What the 2008 Property Crash Taught Me About Financial Security

Published July 2026

Before I became involved with Utility Warehouse, I believed property investing might be my route to financial freedom.

At the time, the strategy seemed straightforward.

Buy property below market value. Renovate it economically. Refinance at the higher valuation. Pull out the profit. Repeat.

On paper, it looked brilliant.

Then reality arrived in the form of the 2008 financial crisis.

The Plan Made Perfect Sense

The model wasn't something I invented.

I had learned it from a successful property investor whose portfolio was worth many millions of pounds.

His results were real. His methods were proven. His logic was sound.

Like many people seeking financial independence, I became convinced that property was the answer.

So when I left my 29-year career at BT, property investing became my primary focus.

The Problem Nobody Saw Coming

What I hadn't fully appreciated was how dependent the strategy was on market conditions remaining favourable.

Then the financial crisis struck.

Lending rules changed. Property values became uncertain. Refinancing options disappeared.

The very mechanisms that made the strategy work suddenly became much harder to access.

A plan that had looked highly attractive only months earlier no longer functioned as expected.

The Real Shock

The biggest lesson wasn't actually about property.

It was about financial security.

I realised that even well-researched plans can be disrupted by factors completely outside your control.

Markets change. Regulations change. Lending changes. Economies change.

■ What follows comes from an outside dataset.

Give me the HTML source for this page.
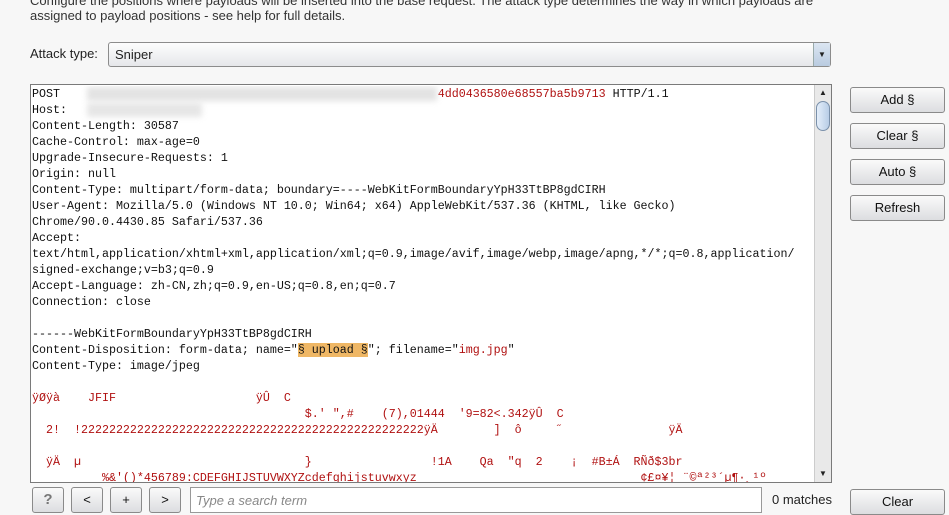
<!DOCTYPE html>
<html><head><meta charset="utf-8"><style>
body{margin:0;width:949px;height:508px;background:#f7f7f7;font-family:"Liberation Sans",sans-serif;font-size:13px;color:#222;position:relative;overflow:hidden}
.a{position:absolute}
.btn{position:absolute;border:1px solid #8a8a8a;border-radius:3px;background:linear-gradient(#fafafa,#dcdde0);text-align:center;font-size:13px;color:#111;box-sizing:border-box}
pre{margin:0;font-family:"Liberation Mono",monospace;font-size:11.67px;line-height:16px;color:#111;white-space:pre}
.r{color:#b01010}
</style></head><body>
<div class="a" style="left:30px;top:-7px;color:#333">Configure the positions where payloads will be inserted into the base request. The attack type determines the way in which payloads are</div>
<div class="a" style="left:30px;top:8px;color:#333">assigned to payload positions - see help for full details.</div>
<div class="a" style="left:30px;top:46px">Attack type:</div>
<div class="a" style="left:108px;top:42px;width:723px;height:25px;box-sizing:border-box;border:1px solid #8c8c8c;border-radius:3px;background:linear-gradient(#fdfdfd,#e6e7ea)"><span style="position:absolute;left:6px;top:4px">Sniper</span>
<div style="position:absolute;right:0;top:0;width:16px;height:23px;background:linear-gradient(#dce6f2,#b9cbe0);border-left:1px solid #9aa;font-size:8px;text-align:center;line-height:23px">▼</div></div>
<div class="a" style="left:30px;top:84px;width:802px;height:399px;box-sizing:border-box;border:1px solid #7a7a7a;background:#fff;overflow:hidden">
<div class="a" style="left:1px;top:1px;width:785px;height:397px;overflow:hidden">
<pre>POST                                                      <span class="r">4dd0436580e68557ba5b9713</span> HTTP/1.1
Host:
Content-Length: 30587
Cache-Control: max-age=0
Upgrade-Insecure-Requests: 1
Origin: null
Content-Type: multipart/form-data; boundary=----WebKitFormBoundaryYpH33TtBP8gdCIRH
User-Agent: Mozilla/5.0 (Windows NT 10.0; Win64; x64) AppleWebKit/537.36 (KHTML, like Gecko)
Chrome/90.0.4430.85 Safari/537.36
Accept:
text/html,application/xhtml+xml,application/xml;q=0.9,image/avif,image/webp,image/apng,*/*;q=0.8,application/
signed-exchange;v=b3;q=0.9
Accept-Language: zh-CN,zh;q=0.9,en-US;q=0.8,en;q=0.7
Connection: close

------WebKitFormBoundaryYpH33TtBP8gdCIRH
Content-Disposition: form-data; name="<span style="background:#efb765">§ upload §</span>"; filename="<span class="r">img.jpg</span>"
Content-Type: image/jpeg

<span class="r">ÿØÿà    JFIF                    ÿÛ  C
                                       $.' ",#    (7),01444  '9=82&lt;.342ÿÛ  C
  2!  !2222222222222222222222222222222222222222222222222ÿÄ        ]  ô     ˝               ÿÄ

  ÿÄ  µ                                }                 !1A    Qa  "q  2    ¡  #B±Á  RÑð$3br
          %&amp;'()*456789:CDEFGHIJSTUVWXYZcdefghijstuvwxyz                                ¢£¤¥¦ ¨©ª²³´µ¶·¸¹º</span></pre>
<div class="a" style="left:55px;top:1px;width:350px;height:14px;background:#dcdcdc;filter:blur(3px);opacity:.8"></div>
<div class="a" style="left:55px;top:17px;width:115px;height:14px;background:#e0e0e0;filter:blur(3px);opacity:.8"></div>
</div>
<div class="a" style="right:0;top:0;width:16px;height:397px;background:#e9e9e9;border-left:1px solid #ccc">
<div style="font-size:8px;text-align:center;height:16px;line-height:16px">▲</div>
<div style="position:absolute;top:16px;left:1px;width:14px;height:30px;border-radius:8px;background:linear-gradient(90deg,#e4eefa,#b8cde6);border:1px solid #7a90aa;box-sizing:border-box"></div>
<div style="position:absolute;bottom:0;width:16px;font-size:8px;text-align:center;height:16px;line-height:16px">▼</div></div>
</div>
<div class="btn" style="left:850px;top:87px;width:95px;height:26px;line-height:24px">Add §</div>
<div class="btn" style="left:850px;top:123px;width:95px;height:26px;line-height:24px">Clear §</div>
<div class="btn" style="left:850px;top:159px;width:95px;height:26px;line-height:24px">Auto §</div>
<div class="btn" style="left:850px;top:195px;width:95px;height:26px;line-height:24px">Refresh</div>
<div class="btn" style="left:32px;top:487px;width:32px;height:26px;line-height:24px;font-weight:bold;color:#777;font-size:15px">?</div>
<div class="btn" style="left:71px;top:487px;width:32px;height:26px;line-height:24px">&lt;</div>
<div class="btn" style="left:110px;top:487px;width:32px;height:26px;line-height:24px">+</div>
<div class="btn" style="left:149px;top:487px;width:32px;height:26px;line-height:24px">&gt;</div>
<div class="a" style="left:190px;top:487px;width:572px;height:26px;border:1px solid #999;background:#fff;box-sizing:border-box"><span style="position:absolute;left:5px;top:5px;color:#888;font-style:italic">Type a search term</span></div>
<div class="a" style="left:772px;top:492px">0 matches</div>
<div class="btn" style="left:850px;top:489px;width:95px;height:26px;line-height:24px">Clear</div>
</body></html>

The world doesn't always cooperate with our spreadsheets.

The Income Problem

There was another issue too.

While I was trying to make the property strategy work, I no longer had a monthly salary arriving from BT.

For the first time in my adult life, I became acutely aware of how important reliable income really is.

Assets are valuable.

But cash flow keeps the lights on.

That's a lesson many people don't fully appreciate until they experience it themselves.

What I Learned About Diversification

One of the biggest takeaways from that period was the importance of diversification.

Not just diversification of investments.

Diversification of income.

Depending entirely on one source of income, one investment strategy, or one business model can create vulnerabilities that are difficult to see until something goes wrong.

Multiple income streams provide resilience.

They create options.

They reduce dependence on any single outcome.

Why Residual Income Started Making Sense

As I rebuilt after that experience, I became increasingly interested in recurring income rather than relying solely on asset appreciation.

I wanted something that generated value month after month.

Something that wasn't entirely dependent on market timing.

That search ultimately played a significant role in why Utility Warehouse began making more sense to me over time.

Final Thoughts

I don't regret exploring property.

In fact, the lessons I learned during that period have proven incredibly valuable.

But the experience taught me something important:

Financial security isn't just about assets.

It's about creating reliable, resilient income streams that can withstand the unexpected.

And sometimes the most valuable lessons arrive disguised as setbacks.